Belakangan sering melintas di timeline media sosial saya status-status remaja yang begitu ringan menghujat orang, bahkan ibu kandungnya sendiri. Dari yang menyolot tentang wanita hamil di KRL, menghina kota Yogyakarta, sampai yang terakhir memaki-maki ibu kandung karena laptop tersiram air. Terlepas dari kasusnya riil atau hoax (beberapa riil, sih) dan pelakunya sudah lewat usia remaja walau masih masuk 20an, saya lebih miris membaca komen orang-orang di post atau status yang share kasus tersebut.
Somehow, gender stereotyping memang masih belum bisa lepas dari masyarakat kita, ya. Di mana perempuan, apalagi ibu-ibu, dituntut lebih sopan, lebih santun, lebih beradab berbahasa terutama di ruang publik ketimbang anak-anak atau para bapak. Nggak adil sepertinya, ya? Tapi bagaimana lagi, dibanding ayahnya, si Ibu pasti yang lebih dahulu dipertanyakan kalau tutur kata anaknya kurang baik,"Ibunya mengajarinya gimana, sih?".
Kalau menuruti emosi, mungkin saya juga ikut memaki-maki di media sosial. Masalahnya makian saya akan terbaca oleh kontak atau follower saya, yang bisa jadi itu adalah anak saya, guru sekolah anak, teman anak, sesama wali murid, orang tua atau guru saya sendiri atau bahkan nenek kakek saya. Apakah sekiranya kita akan berteriak memaki-maki seperti itu jika berada di depan muka mereka?
Nanti dianggap pencitraan di media sosial karena bermanis tulisan atau sok sopan? Baiklah, orang memang bisa menilai apa saja. Tapi saya teringat betapa saat saya kecil Ibu dan Eyang saya susah payah mengajarkan saya berbicara yang baik, bahkan diajari kromo inggil (bahasa Jawa paling halus yang hanya ditujukan kepada orang-orang yang dihormati seperti orang yang lebih tua atau orang terhormat seperti pejabat atau raja).
Mulut saya bisa ditepuk Ibu atau Eyang kalau saya sampai berani berkata kotor di depan mereka. Lalu sekarang saya begitu saja memaki-maki walau 'hanya' di Internet? Bukankah saya mengajarkan dan berharap anak saya juga berkata yang baik dan sopan? Lalu anak saya harus mencontoh siapa kalau mulut (baca: jemari) saya juga tidak bisa saya jaga? Jangankan Orangtua nggak kasih contoh baik, sudah diberi contoh baik, pun, anak dapat saja contoh jelek dari luar rumah dan terbawa.
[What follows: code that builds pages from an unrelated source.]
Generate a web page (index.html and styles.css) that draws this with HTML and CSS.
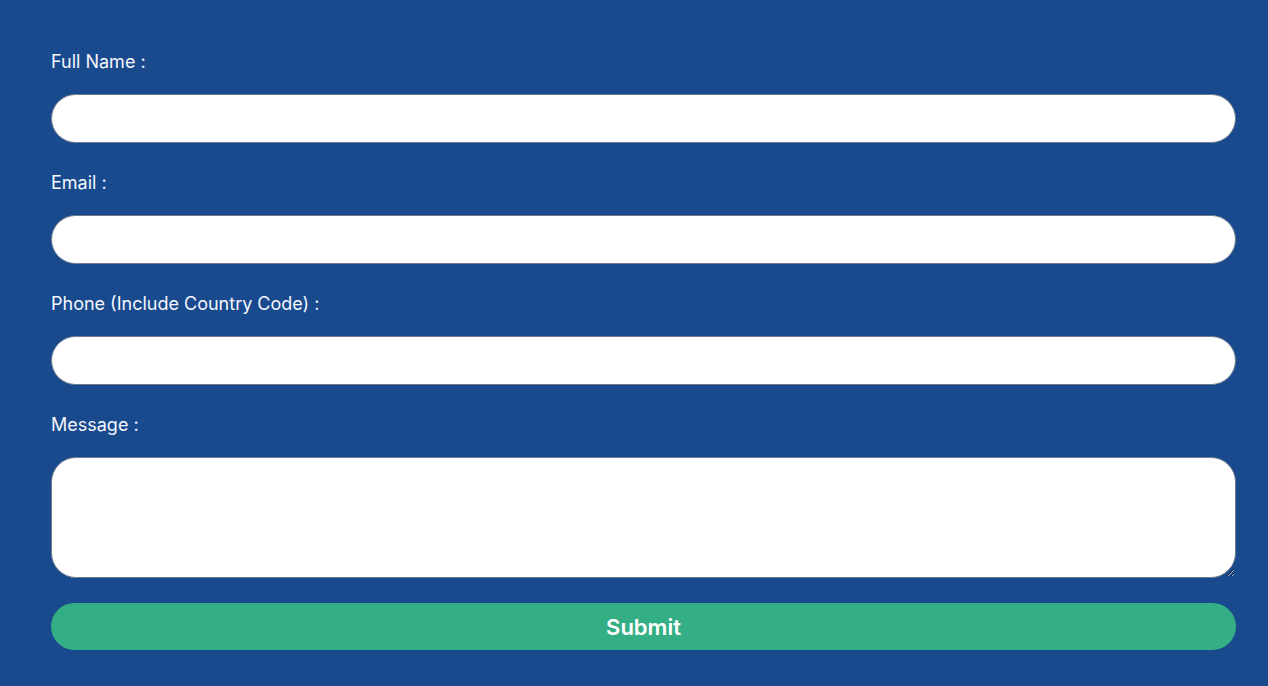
FILE: index.html
```html
<!DOCTYPE html>
<html lang="en">
  <head>
    <meta charset="UTF-8" />
    <meta name="viewport" content="width=device-width, initial-scale=1.0" />
    <title>Contact</title>
    <link rel="stylesheet" href="styles.css">
  </head>
  <body>
    <form id="contactForm" class="contact-form">
      <div class="field">
        <label for="fullName">Full Name :</label>
        <input type="text" id="fullName" name="fullName" />
      </div>

      <div class="field">
        <label for="email">Email :</label>
        <input type="email" id="email" name="email" />
      </div>

      <div class="field">
        <label for="phone">Phone (Include Country Code) :</label>
        <input type="tel" id="phone" name="phone" />
      </div>

      <div class="field field-message">
        <label for="message">Message :</label>
        <textarea id="message" name="message"></textarea>
      </div>

      <button type="submit">Submit</button>
    </form>
  </body>
</html>
```

FILE: styles.css
```css
body {
  font-family: Inter, "Noto Sans", sans-serif;
  margin: 0;
  background-color: #1a4a8e;
  min-height: 100vh;
}
.contact-form {
  display: flex;
  flex-direction: column;
  padding: 50px 32px 0 51px;
}
.field {
  display: flex;
  flex-direction: column;
  margin-bottom: 28px;
}
.field-message {
  margin-bottom: 25px;
}
label {
  color: #f3f6fb;
  font-size: 18px;
  line-height: 22px;
  padding-top: 1px;
  margin-bottom: 21px;
}
input,
textarea {
  box-sizing: border-box;
  width: 100%;
  height: 49px;
  padding: 10px 20px;
  border: 1px solid #6f7b8c;
  border-radius: 25px;
  background-color: #fff;
  font-family: inherit;
  font-size: 16px;
}
textarea {
  height: 121px;
  resize: vertical;
}
button {
  height: 47px;
  border: none;
  border-radius: 24px;
  background-color: #34af85;
  color: #fff;
  font-family: inherit;
  font-size: 22px;
  font-weight: 600;
  cursor: pointer;
}
```
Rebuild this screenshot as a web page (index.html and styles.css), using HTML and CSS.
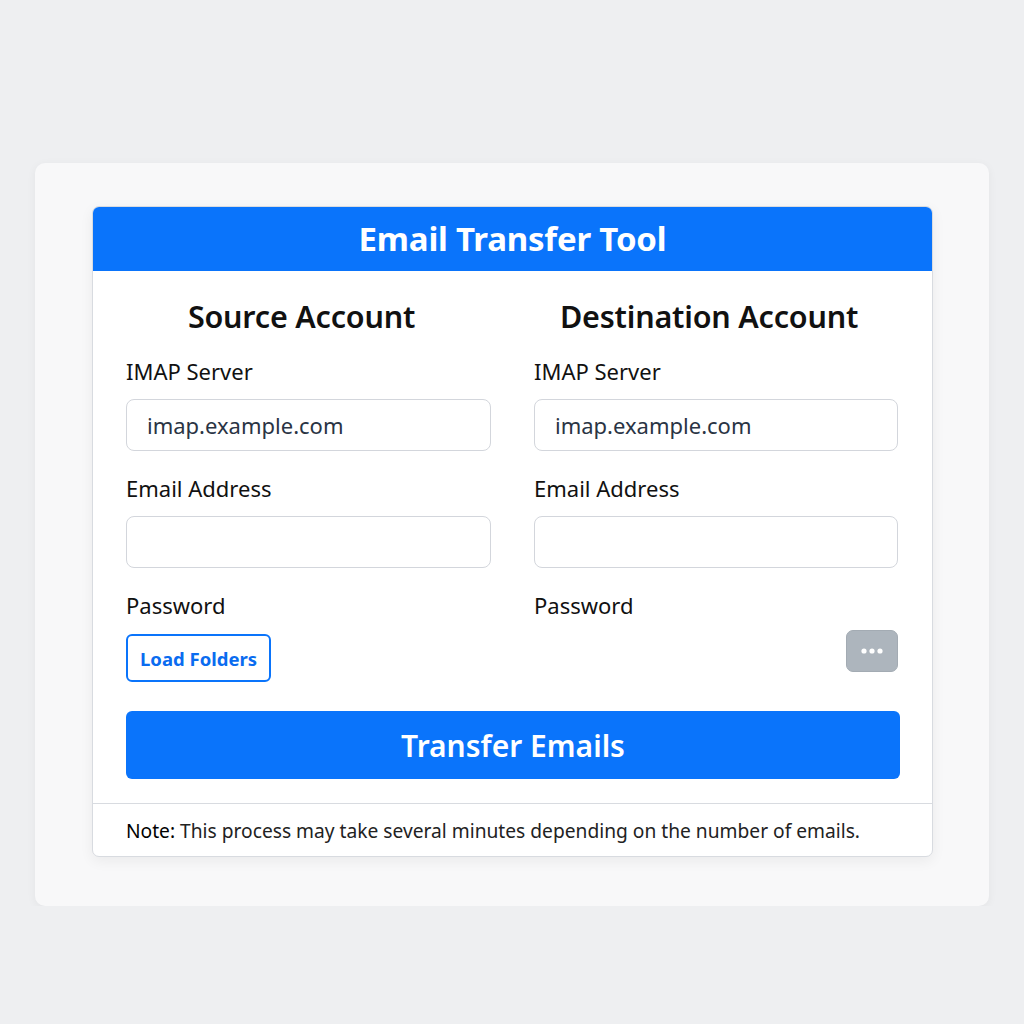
FILE: index.html
```html
<!DOCTYPE html>
<html lang="en">
<head>
<meta charset="UTF-8">
<meta name="viewport" content="width=device-width, initial-scale=1.0">
<title>Email Transfer Tool</title>
<link rel="stylesheet" href="styles.css">
</head>
<body>

<div class="panel">
  <div class="card">
    <div class="card-header">
      <h1>Email Transfer Tool</h1>
    </div>

    <div class="card-body">
      <div class="columns">
        <div class="account">
          <h2>Source Account</h2>
          <label for="srcServer">IMAP Server</label>
          <input type="text" id="srcServer" placeholder="imap.example.com">
          <label for="srcEmail">Email Address</label>
          <input type="email" id="srcEmail">
          <label for="srcPass">Password</label>
          <div class="actions">
            <button class="btn-outline" id="loadFolders">Load Folders</button>
          </div>
        </div>

        <div class="account">
          <h2>Destination Account</h2>
          <label for="dstServer">IMAP Server</label>
          <input type="text" id="dstServer" placeholder="imap.example.com">
          <label for="dstEmail">Email Address</label>
          <input type="email" id="dstEmail">
          <label for="dstPass">Password</label>
          <div class="actions actions-right">
            <button class="btn-more" aria-label="More">
              <svg width="24" height="8" viewBox="0 0 24 8">
                <circle cx="4" cy="4" r="2.6" fill="#fff"/>
                <circle cx="12" cy="4" r="2.6" fill="#fff"/>
                <circle cx="20" cy="4" r="2.6" fill="#fff"/>
              </svg>
            </button>
          </div>
        </div>
      </div>

      <button class="btn-primary" id="transfer">Transfer Emails</button>
    </div>

    <div class="card-footer">
      <span class="note">Note:</span> This process may take several minutes depending on the number of emails.
    </div>
  </div>
</div>

</body>
</html>
```

FILE: styles.css
```css
body {
  margin: 0;
  background: #eeeff1;
  font-family: "Noto Sans", "Open Sans", sans-serif;
  color: #111;
}

.panel {
  width: 954px;
  margin: 163px 0 0 35px;
  padding: 43px 0 49px 57px;
  box-sizing: border-box;
  background: #f8f8f9;
  border-radius: 10px;
  box-shadow: 0 2px 10px rgba(0, 0, 0, 0.05);
}

.card {
  width: 839px;
  background: #fff;
  border: 1px solid #d8dbe0;
  border-radius: 7px;
  box-shadow: 0 4px 14px rgba(0, 0, 0, 0.06);
  overflow: hidden;
}

.card-header {
  background: #0a74fb;
  height: 64px;
  display: flex;
  align-items: center;
  justify-content: center;
}

.card-header h1 {
  margin: 0;
  color: #fff;
  font-size: 33px;
  font-weight: 700;
  letter-spacing: -0.2px;
  padding-bottom: 2px;
}

.card-body {
  padding: 27px 32px 24px 33px;
  border-bottom: 1px solid #d8dbe0;
}

.columns {
  display: grid;
  grid-template-columns: 365px 364px;
  column-gap: 43px;
}

.account {
  display: flex;
  flex-direction: column;
}

.account h2 {
  margin: 0 0 21px;
  padding-right: 14px;
  text-align: center;
  font-size: 30.5px;
  font-weight: 600;
  line-height: 36px;
  letter-spacing: -0.2px;
}

.account label {
  font-size: 22px;
  line-height: 33px;
  margin-bottom: 11px;
}

.account input {
  height: 52px;
  box-sizing: border-box;
  border: 1px solid #d3d6dc;
  border-radius: 8px;
  padding: 0 20px;
  font-family: inherit;
  font-size: 22px;
  color: #2a3444;
  margin-bottom: 21px;
}

.account input::placeholder {
  color: #2a3444;
}

.actions {
  display: flex;
  margin-top: 1px;
}

.actions-right {
  justify-content: flex-end;
  margin-top: -3px;
}

.btn-outline {
  height: 48px;
  padding: 0 12px;
  background: #fff;
  border: 2px solid #0a74fb;
  border-radius: 6px;
  color: #0a6cf0;
  font-family: inherit;
  font-size: 18.5px;
  font-weight: 700;
}

.btn-more {
  width: 52px;
  height: 42px;
  background: #adb5bd;
  border: 1px solid #a3abb3;
  border-radius: 7px;
  display: flex;
  align-items: center;
  justify-content: center;
  padding: 0;
}

.btn-primary {
  display: block;
  width: 100%;
  height: 68px;
  margin-top: 29px;
  background: #0a74fb;
  border: none;
  border-radius: 6px;
  color: #fff;
  font-family: inherit;
  font-size: 30px;
  font-weight: 600;
}

.card-footer {
  height: 52px;
  display: flex;
  align-items: center;
  padding-left: 33px;
  font-size: 19.2px;
  color: #222;
}

.note {
  color: #000;
  margin-right: 5px;
}
```
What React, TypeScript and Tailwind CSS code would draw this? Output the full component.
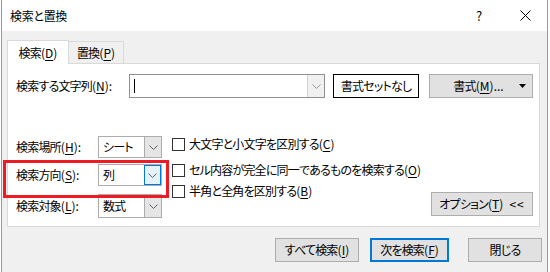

Ah, anak kita 'kan masih kecil jadi belum punya media sosial dan membaca status atau posting saya tersebut. Apakah anak selamanya kecil? Apakah anak selamanya nggak punya media sosial atau mengakses Internet? Kalau sekarang saja ada aplikasi TimeHop yang bisa menarik ulang status kita bertahun-tahun yang lalu, tidakkah kelak ada aplikasi yang bahkan lebih canggih? Lalu apa alasan kita nanti saat anak bertanya kenapa Ibu banyak marah-marah di media sosial? Kenapa Ibu boleh memaki-maki sedangkan saya tidak?
Justru mumpung anak masih kecil, sebisa mungkin kita tidak memberi mereka excuse,"Ah mama kan juga gitu!", saat nantikita menegur mereka. I've been there, untuk masalah yang lain. Dan itu membuat teguran kita jadi nggak dianggap sama anak. Mereka tidak akan paham bahwa bagaimanapun buruknya pembawaan Orangtuanya, kita tetap ingin anak-anak lebih baik dari kita. Yang mereka paham adalah,"Kalau Orangtua boleh begitu, berarti saya juga".
Yuk, ah, kerjakan PR lagi. Jadi Orangtua memang perlu banyak belajar. Nggak bisa seenaknya sendiri seperti dulu zaman belum punya anak kalau nggak mau anak juga seenaknya sendiri. Apalagi sebagai Ibu, kita adalah contoh yang paling dekat.